Aim of the exercise ▸
Repeat the entire listing exactly.

Data block ▸
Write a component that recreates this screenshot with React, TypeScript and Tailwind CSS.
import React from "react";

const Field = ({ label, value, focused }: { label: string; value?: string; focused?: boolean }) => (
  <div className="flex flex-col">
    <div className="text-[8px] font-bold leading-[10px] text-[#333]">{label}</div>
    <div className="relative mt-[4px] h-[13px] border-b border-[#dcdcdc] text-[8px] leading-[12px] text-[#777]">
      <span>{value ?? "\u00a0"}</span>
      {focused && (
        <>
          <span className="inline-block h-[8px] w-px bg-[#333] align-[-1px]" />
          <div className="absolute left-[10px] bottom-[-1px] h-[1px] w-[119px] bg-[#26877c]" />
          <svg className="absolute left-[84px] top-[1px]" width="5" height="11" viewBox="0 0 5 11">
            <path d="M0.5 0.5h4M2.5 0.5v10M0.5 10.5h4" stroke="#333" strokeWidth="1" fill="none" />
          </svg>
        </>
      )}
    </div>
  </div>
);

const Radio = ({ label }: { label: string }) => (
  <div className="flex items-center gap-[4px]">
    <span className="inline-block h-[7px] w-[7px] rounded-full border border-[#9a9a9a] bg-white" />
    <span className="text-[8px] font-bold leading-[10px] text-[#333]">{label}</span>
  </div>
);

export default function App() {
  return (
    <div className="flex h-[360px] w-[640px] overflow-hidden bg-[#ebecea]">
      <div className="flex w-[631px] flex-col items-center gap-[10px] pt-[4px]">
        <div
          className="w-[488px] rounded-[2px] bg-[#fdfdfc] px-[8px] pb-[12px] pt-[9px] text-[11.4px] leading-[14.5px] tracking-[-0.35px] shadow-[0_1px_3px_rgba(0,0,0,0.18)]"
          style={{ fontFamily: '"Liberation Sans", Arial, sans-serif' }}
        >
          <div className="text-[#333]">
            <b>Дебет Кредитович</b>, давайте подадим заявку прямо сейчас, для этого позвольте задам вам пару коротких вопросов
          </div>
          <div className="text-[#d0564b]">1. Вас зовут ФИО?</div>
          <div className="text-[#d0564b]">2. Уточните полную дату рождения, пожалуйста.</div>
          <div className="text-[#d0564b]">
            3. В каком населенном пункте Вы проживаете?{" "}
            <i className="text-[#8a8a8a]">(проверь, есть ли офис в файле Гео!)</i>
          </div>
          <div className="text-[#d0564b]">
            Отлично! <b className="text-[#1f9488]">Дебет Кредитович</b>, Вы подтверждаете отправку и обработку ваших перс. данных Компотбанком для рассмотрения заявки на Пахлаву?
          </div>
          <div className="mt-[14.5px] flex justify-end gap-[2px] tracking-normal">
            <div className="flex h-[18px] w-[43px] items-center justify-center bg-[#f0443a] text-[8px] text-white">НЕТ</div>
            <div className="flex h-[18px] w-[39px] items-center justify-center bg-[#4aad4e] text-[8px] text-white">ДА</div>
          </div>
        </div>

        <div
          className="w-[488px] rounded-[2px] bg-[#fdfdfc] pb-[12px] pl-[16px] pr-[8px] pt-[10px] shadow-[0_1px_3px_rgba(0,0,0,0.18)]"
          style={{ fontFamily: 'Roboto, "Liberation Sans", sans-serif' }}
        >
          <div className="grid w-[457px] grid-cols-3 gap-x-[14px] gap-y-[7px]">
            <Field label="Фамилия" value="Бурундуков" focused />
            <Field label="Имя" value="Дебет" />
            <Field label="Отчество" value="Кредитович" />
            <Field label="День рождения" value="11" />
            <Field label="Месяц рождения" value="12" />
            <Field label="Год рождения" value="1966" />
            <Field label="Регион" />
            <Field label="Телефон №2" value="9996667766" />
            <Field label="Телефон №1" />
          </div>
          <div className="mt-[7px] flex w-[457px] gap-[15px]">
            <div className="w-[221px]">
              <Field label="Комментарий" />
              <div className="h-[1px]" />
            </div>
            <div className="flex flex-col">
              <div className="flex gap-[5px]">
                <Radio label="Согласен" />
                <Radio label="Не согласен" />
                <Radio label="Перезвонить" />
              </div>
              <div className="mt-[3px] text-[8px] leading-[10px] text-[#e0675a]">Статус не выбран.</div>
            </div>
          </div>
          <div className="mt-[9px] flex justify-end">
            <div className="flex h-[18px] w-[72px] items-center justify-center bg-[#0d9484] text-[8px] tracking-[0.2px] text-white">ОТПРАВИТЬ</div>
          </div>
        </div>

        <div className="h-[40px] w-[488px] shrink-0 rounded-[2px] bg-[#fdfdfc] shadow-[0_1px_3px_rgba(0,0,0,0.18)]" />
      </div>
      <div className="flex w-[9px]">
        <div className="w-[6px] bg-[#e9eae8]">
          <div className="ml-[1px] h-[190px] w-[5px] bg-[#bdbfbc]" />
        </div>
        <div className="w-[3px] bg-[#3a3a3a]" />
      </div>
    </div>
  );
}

Output of the exercise ▸
Write a component that recreates this screenshot with React, TypeScript and Tailwind CSS.
import React from "react";

const Field = ({ label, value, focused }: { label: string; value?: string; focused?: boolean }) => (
  <div className="flex flex-col">
    <div className="text-[8px] font-bold leading-[10px] text-[#333]">{label}</div>
    <div className="relative mt-[4px] h-[13px] border-b border-[#dcdcdc] text-[8px] leading-[12px] text-[#777]">
      <span>{value ?? "\u00a0"}</span>
      {focused && (
        <>
          <span className="inline-block h-[8px] w-px bg-[#333] align-[-1px]" />
          <div className="absolute left-[10px] bottom-[-1px] h-[1px] w-[119px] bg-[#26877c]" />
          <svg className="absolute left-[84px] top-[1px]" width="5" height="11" viewBox="0 0 5 11">
            <path d="M0.5 0.5h4M2.5 0.5v10M0.5 10.5h4" stroke="#333" strokeWidth="1" fill="none" />
          </svg>
        </>
      )}
    </div>
  </div>
);

const Radio = ({ label }: { label: string }) => (
  <div className="flex items-center gap-[4px]">
    <span className="inline-block h-[7px] w-[7px] rounded-full border border-[#9a9a9a] bg-white" />
    <span className="text-[8px] font-bold leading-[10px] text-[#333]">{label}</span>
  </div>
);

export default function App() {
  return (
    <div className="flex h-[360px] w-[640px] overflow-hidden bg-[#ebecea]">
      <div className="flex w-[631px] flex-col items-center gap-[10px] pt-[4px]">
        <div
          className="w-[488px] rounded-[2px] bg-[#fdfdfc] px-[8px] pb-[12px] pt-[9px] text-[11.4px] leading-[14.5px] tracking-[-0.35px] shadow-[0_1px_3px_rgba(0,0,0,0.18)]"
          style={{ fontFamily: '"Liberation Sans", Arial, sans-serif' }}
        >
          <div className="text-[#333]">
            <b>Дебет Кредитович</b>, давайте подадим заявку прямо сейчас, для этого позвольте задам вам пару коротких вопросов
          </div>
          <div className="text-[#d0564b]">1. Вас зовут ФИО?</div>
          <div className="text-[#d0564b]">2. Уточните полную дату рождения, пожалуйста.</div>
          <div className="text-[#d0564b]">
            3. В каком населенном пункте Вы проживаете?{" "}
            <i className="text-[#8a8a8a]">(проверь, есть ли офис в файле Гео!)</i>
          </div>
          <div className="text-[#d0564b]">
            Отлично! <b className="text-[#1f9488]">Дебет Кредитович</b>, Вы подтверждаете отправку и обработку ваших перс. данных Компотбанком для рассмотрения заявки на Пахлаву?
          </div>
          <div className="mt-[14.5px] flex justify-end gap-[2px] tracking-normal">
            <div className="flex h-[18px] w-[43px] items-center justify-center bg-[#f0443a] text-[8px] text-white">НЕТ</div>
            <div className="flex h-[18px] w-[39px] items-center justify-center bg-[#4aad4e] text-[8px] text-white">ДА</div>
          </div>
        </div>

        <div
          className="w-[488px] rounded-[2px] bg-[#fdfdfc] pb-[12px] pl-[16px] pr-[8px] pt-[10px] shadow-[0_1px_3px_rgba(0,0,0,0.18)]"
          style={{ fontFamily: 'Roboto, "Liberation Sans", sans-serif' }}
        >
          <div className="grid w-[457px] grid-cols-3 gap-x-[14px] gap-y-[7px]">
            <Field label="Фамилия" value="Бурундуков" focused />
            <Field label="Имя" value="Дебет" />
            <Field label="Отчество" value="Кредитович" />
            <Field label="День рождения" value="11" />
            <Field label="Месяц рождения" value="12" />
            <Field label="Год рождения" value="1966" />
            <Field label="Регион" />
            <Field label="Телефон №2" value="9996667766" />
            <Field label="Телефон №1" />
          </div>
          <div className="mt-[7px] flex w-[457px] gap-[15px]">
            <div className="w-[221px]">
              <Field label="Комментарий" />
              <div className="h-[1px]" />
            </div>
            <div className="flex flex-col">
              <div className="flex gap-[5px]">
                <Radio label="Согласен" />
                <Radio label="Не согласен" />
                <Radio label="Перезвонить" />
              </div>
              <div className="mt-[3px] text-[8px] leading-[10px] text-[#e0675a]">Статус не выбран.</div>
            </div>
          </div>
          <div className="mt-[9px] flex justify-end">
            <div className="flex h-[18px] w-[72px] items-center justify-center bg-[#0d9484] text-[8px] tracking-[0.2px] text-white">ОТПРАВИТЬ</div>
          </div>
        </div>

        <div className="h-[40px] w-[488px] shrink-0 rounded-[2px] bg-[#fdfdfc] shadow-[0_1px_3px_rgba(0,0,0,0.18)]" />
      </div>
      <div className="flex w-[9px]">
        <div className="w-[6px] bg-[#e9eae8]">
          <div className="ml-[1px] h-[190px] w-[5px] bg-[#bdbfbc]" />
        </div>
        <div className="w-[3px] bg-[#3a3a3a]" />
      </div>
    </div>
  );
}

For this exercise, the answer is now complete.